Search the records for "Write". Copy every line where it appears.

━━━━━━━━━━━━━━━━━━━━

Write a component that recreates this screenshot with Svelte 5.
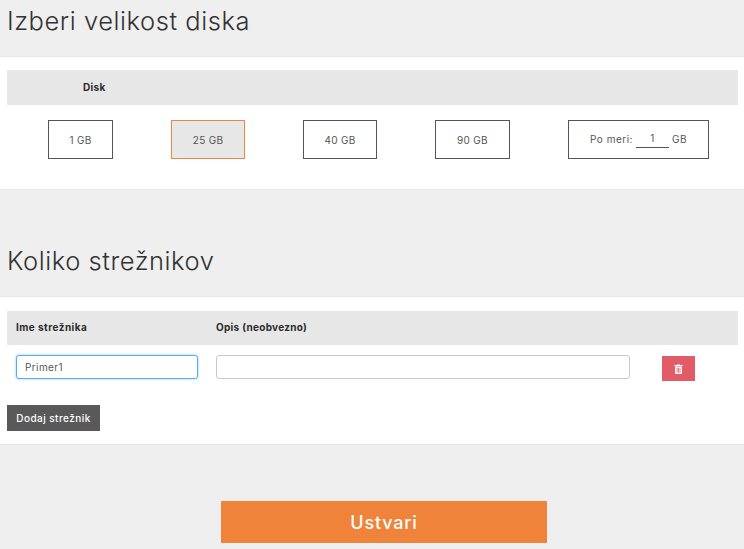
<script>
  const sizes = [
    { label: '1 GB', width: 65 },
    { label: '25 GB', width: 74, active: true },
    { label: '40 GB', width: 74 },
    { label: '90 GB', width: 75 }
  ];
</script>

<main class="page">
  <h2 class="title first">Izberi velikost diska</h2>
  <section class="panel disk">
    <div class="thead disk-head"><b>Disk</b></div>
    <div class="options">
      {#each sizes as s}
        <div class="opt" class:active={s.active} style="width:{s.width}px">{s.label}</div>
      {/each}
      <div class="opt custom">
        <span>Po meri:</span>
        <span class="num">1</span>
        <span>GB</span>
      </div>
    </div>
  </section>

  <h2 class="title second">Koliko strežnikov</h2>
  <section class="panel servers">
    <div class="thead srv-head">
      <b class="c1">Ime strežnika</b>
      <b>Opis (neobvezno)</b>
    </div>
    <div class="srv-row">
      <input class="name" value="Primer1" />
      <input class="desc" value="" />
      <button class="del" aria-label="Izbriši">
        <svg width="9" height="10" viewBox="0 0 9 10">
          <path d="M3 1V.4h3V1h2.700v1H.3V1z" fill="#fff"/>
          <path fill-rule="evenodd" d="M1 2.600h7V9a1 1 0 0 1-1 1H2a1 1 0 0 1-1-1zM2.600 3.800v5h.8v-5zm1.500 0v5h.8v-5zm1.500 0v5h.8v-5z" fill="#fff"/>
        </svg>
      </button>
    </div>
    <button class="add">Dodaj strežnik</button>
  </section>

  <div class="submit-wrap">
    <button class="submit">Ustvari</button>
  </div>
</main>

<style>
  :global(body) {
    margin: 0;
    background: #efefef;
  }
  .page {
    height: 549px;
    overflow: hidden;
    font-family: "Inter", "Liberation Sans", sans-serif;
    color: #333;
    font-size: 10px;
  }
  .title {
    margin: 0;
    padding-left: 7px;
    font-weight: 300;
    font-size: 25.500px;
    line-height: 32px;
    letter-spacing: 0.55px;
    color: #333;
  }
  .first { padding-top: 5px; padding-bottom: 19px; }
  .second { padding-top: 55px; padding-bottom: 19px; }
  .panel {
    background: #fff;
    border-top: 1px solid #e6e6e6;
    border-bottom: 1px solid #e6e6e6;
    box-sizing: border-box;
  }
  .disk { height: 134px; padding: 13px 6px 0 7px; }
  .servers { height: 149px; padding: 14px 6px 0 7px; margin-bottom: 56px; }
  .thead {
    background: #e7e7e7;
    display: flex;
    align-items: center;
    font-size: 10px;
    letter-spacing: 0.3px;
    color: #2b2b2b;
  }
  .thead b { font-weight: 700; }
  .disk-head { height: 35px; padding-left: 76px; padding-bottom: 2px; box-sizing: border-box; }
  .srv-head { height: 34px; padding-left: 9px; padding-bottom: 2px; box-sizing: border-box; }
  .c1 { width: 200px; letter-spacing: 0.45px; }
  .options {
    display: flex;
    gap: 58px;
    padding: 15px 0 0 41px;
  }
  .opt {
    height: 39px;
    box-sizing: border-box;
    border: 1px solid #555;
    display: flex;
    align-items: center;
    justify-content: center;
    color: #555;
    letter-spacing: 0.3px;
  }
  .opt.active {
    background: #e7e7e7;
    border-color: #f0843a;
  }
  .custom { width: 141px; gap: 3px; padding-bottom: 1px; letter-spacing: 0.5px; }
  .num {
    width: 33px;
    height: 18px;
    box-sizing: border-box;
    border-bottom: 1px solid #555;
    text-align: center;
    line-height: 16px;
  }
  .srv-row {
    display: flex;
    align-items: flex-start;
    padding: 10px 0 0 9px;
    height: 50px;
    box-sizing: border-box;
  }
  input {
    height: 24px;
    box-sizing: border-box;
    border-radius: 3px;
    background: #fff;
    font: 10px "Inter", "Liberation Sans", sans-serif;
    letter-spacing: 0.4px;
    color: #555;
    outline: none;
  }
  .name {
    width: 182px;
    margin-right: 18px;
    padding: 0 8px;
    border: 1px solid #5aaee8;
    box-shadow: 0 0 3px rgba(90, 174, 232, 0.6);
  }
  .desc {
    width: 414px;
    margin-right: 32px;
    border: 1px solid #c8c8c8;
  }
  .del {
    width: 33px;
    height: 25px;
    margin-top: 1px;
    background: #e25c68;
    border: 0;
    padding: 0;
    display: flex;
    align-items: center;
    justify-content: center;
  }
  .add {
    display: block;
    width: 93px;
    height: 26px;
    margin-top: 10px;
    background: #595959;
    border: 0;
    padding: 0;
    color: #fff;
    font: 500 10px "Inter", "Liberation Sans", sans-serif;
    letter-spacing: 0.45px;
  }
  .submit-wrap {
    display: flex;
    padding-left: 221px;
  }
  .submit {
    width: 326px;
    height: 42px;
    background: #ef8339;
    border: 0;
    padding: 0;
    color: #fff;
    font: 500 18px "Inter", "Liberation Sans", sans-serif;
    letter-spacing: 0.8px;
  }
</style>
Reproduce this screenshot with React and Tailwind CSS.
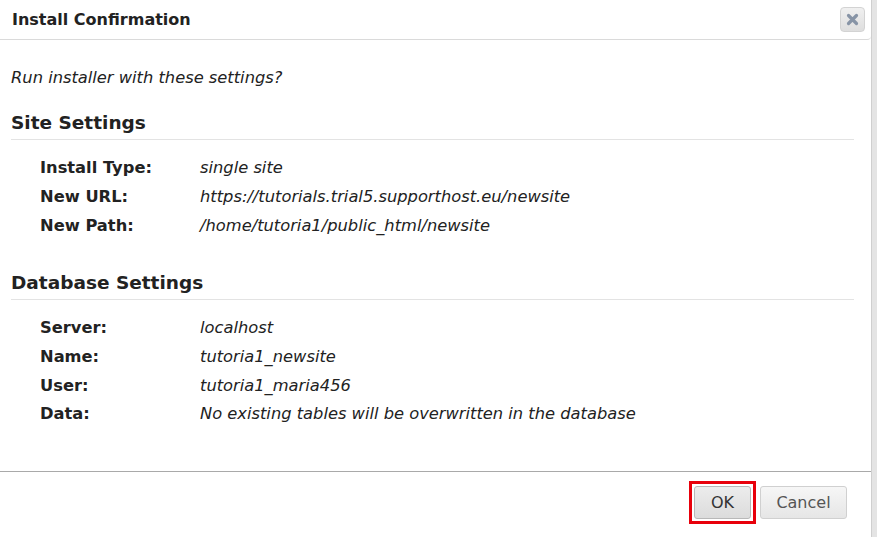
const siteRows = [
  ['Install Type:', 'single site'],
  ['New URL:', 'https://tutorials.trial5.supporthost.eu/newsite'],
  ['New Path:', '/home/tutoria1/public_html/newsite'],
];

const dbRows = [
  ['Server:', 'localhost'],
  ['Name:', 'tutoria1_newsite'],
  ['User:', 'tutoria1_maria456'],
  ['Data:', 'No existing tables will be overwritten in the database'],
];

function Section({ title, rows }) {
  return (
    <div>
      <h2 className="text-[18.5px] font-bold leading-[24px] text-[#222] pt-[1px] pb-[4px] border-b border-[#e3e3e3] mr-[17px]">
        {title}
      </h2>
      <div className="pl-[29px] pt-[14px]">
        {rows.map(([label, value]) => (
          <div key={label} className="flex h-[28.7px] items-center text-[16.3px] leading-[20px]">
            <div className="w-[160px] font-bold text-[#222]">{label}</div>
            <div className="italic text-[#222]">{value}</div>
          </div>
        ))}
      </div>
    </div>
  );
}

export default function App() {
  return (
    <div
      className="flex w-[877px] h-[537px] bg-white overflow-hidden"
      style={{ fontFamily: '"DejaVu Sans", Verdana, sans-serif' }}
    >
      <div className="flex flex-col w-[872px] h-full border-r border-[#cfcfcf]">
        {/* header */}
        <div className="flex items-center justify-between h-[40px] pl-[12px] pr-[6px] border-b border-[#dadada] rounded-br-[4px]">
          <span className="text-[16px] font-bold text-[#222]">Install Confirmation</span>
          <button
            type="button"
            aria-label="Close"
            className="flex items-center justify-center w-[25px] h-[25px] rounded-[4px] border border-[#d3d3d3] bg-gradient-to-b from-[#f0f0f0] to-[#dedede]"
          >
            <svg width="13" height="13" viewBox="0 0 13 13">
              <path d="M2.5 2.5 L10.5 10.5 M10.5 2.5 L2.5 10.5" stroke="#8794a6" strokeWidth="3.2" strokeLinecap="round" />
            </svg>
          </button>
        </div>

        {/* body */}
        <div className="flex-1 pl-[11px]">
          <p className="mt-[28px] text-[16.3px] leading-[20px] italic text-[#222]">Run installer with these settings?</p>
          <div className="mt-[22px]">
            <Section title="Site Settings" rows={siteRows} />
          </div>
          <div className="mt-[30px]">
            <Section title="Database Settings" rows={dbRows} />
          </div>
        </div>

        {/* footer */}
        <div className="flex items-start justify-end gap-[4px] h-[66px] border-t border-[#a9a9a9] pt-[9px] pr-[24px]">
          <div className="border-[3px] border-[#e8000b] p-[2px]">
            <button
              type="button"
              className="w-[57px] h-[33px] rounded-[3px] border border-[#b8b8b8] bg-gradient-to-b from-[#ececec] to-[#dcdcdc] text-[16px] text-[#333]"
            >
              OK
            </button>
          </div>
          <button
            type="button"
            className="mt-[5px] w-[87px] h-[33px] rounded-[3px] border border-[#d0d0d0] bg-gradient-to-b from-[#f6f6f6] to-[#e6e6e6] text-[16px] text-[#555]"
          >
            Cancel
          </button>
        </div>
      </div>
      <div className="flex-1 bg-[#e4e4e4]" />
    </div>
  );
}
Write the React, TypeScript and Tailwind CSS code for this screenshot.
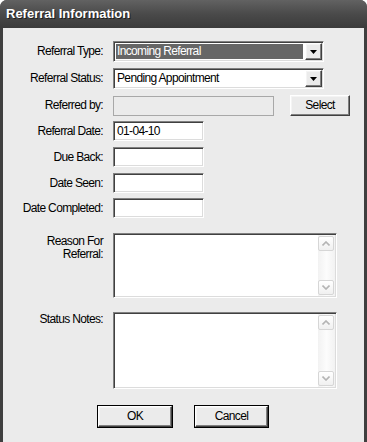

━━━━━━━━━━━━━━━━━━━━

The result:
Write a component that recreates this screenshot with Svelte 5.
Write the React, TypeScript and Tailwind CSS code for this screenshot.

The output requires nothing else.